Sammlungsbewegung - das war immer auch das Projekt des alten Kämpen Lafontaine. Der Saarländer hadert schon eine ganze Weile mit der Partei, die er 2005 gemeinsam mit Gregor Gysi aus der Taufe gehoben hatte. Als Lafontaine im November 2017 mit der "Saarbrücker Zeitung" erstmals öffentlich über die Idee sprach, sagte er, er stelle sich manchmal die Frage, ob er innerhalb der SPD mehr hätte bewirken können. "Aber das ist vergossene Milch." Etwas Neues sollte her, die Sammlungsbewegung als Variante des ziemlich abwegigen Lafontaine-Vorhabens, SPD und Linke irgendwann doch noch einmal zu vereinen. Wer Lafontaine für seine Pläne kritisierte, wurde von ihm als "Trottel" abgekanzelt.
"Aufstehen", das ist nicht nur ein Ego-Projekt von Wagenknecht und Lafontaine. Sondern auch eine Mogelpackung, in mehrerer Hinsicht. Zum einen, weil es die angeblich 170.000 Unterstützer nie gab. Formell Mitglied kann in der Organisation sowieso niemand werden. "Unterstützer", das waren Leute, die sich in eine Mailingliste eingetragen haben, weil sie Informationen wollten - und nicht immer gleich, weil sie mit der Initiative sympathisierten. Die tatsächlichen Auftritte dagegen waren eher kläglich, wie der Soziologe und Protestforscher Dieter Rucht feststellte.
Bewegung? Ein Euphemismus
Und Bewegung? Der Duden definiert: "politisch, historisch bedeutendes gemeinsames (geistiges oder weltanschauliches) Bestreben einer großen Gruppe". Für das Lafontaine-Wagenknecht-Projekt ein Euphemismus: Von oben gestartet war "Aufstehen" nie eine Basis-Initiative. Unter aktiven Politikern von SPD und Grünen war die Resonanz praktisch gleich Null. Und in der Linkspartei, die sich von ihrer Frontfrau vorgeführt fühlte, sorgte die Initiative vor allem für Ärger.

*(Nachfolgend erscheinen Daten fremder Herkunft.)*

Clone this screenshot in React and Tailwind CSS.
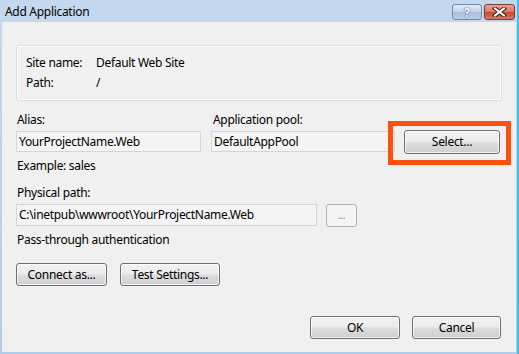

Und jetzt, Erleichterung in der Linken nach dem Doppel-Rückzug? In der eigenen Partei war die Nachsicht mit Wagenknecht geschwunden. Um des innerparteilichen Friedens willen hatte die Bundestagsfraktion im Januar einen Aufstand gegen ihre Vorsitzende abgeblasen. Die Vorbehalte, weil sich Wagenknecht wenig um Beschlüsse und Programm der Partei schert und stattdessen als Anwältin von Wutbürgern agiert, aber bestanden fort. Keiner wollte sich vorstellen, dass die Spitzen-Linke zur braven Parteisoldatin mutiert. Auch jetzt ist das fraglich. Gut möglich, dass Wagenknecht nun ohne die Bürde von Spitzenämtern ihr Talent für Querschüsse eher noch schärft.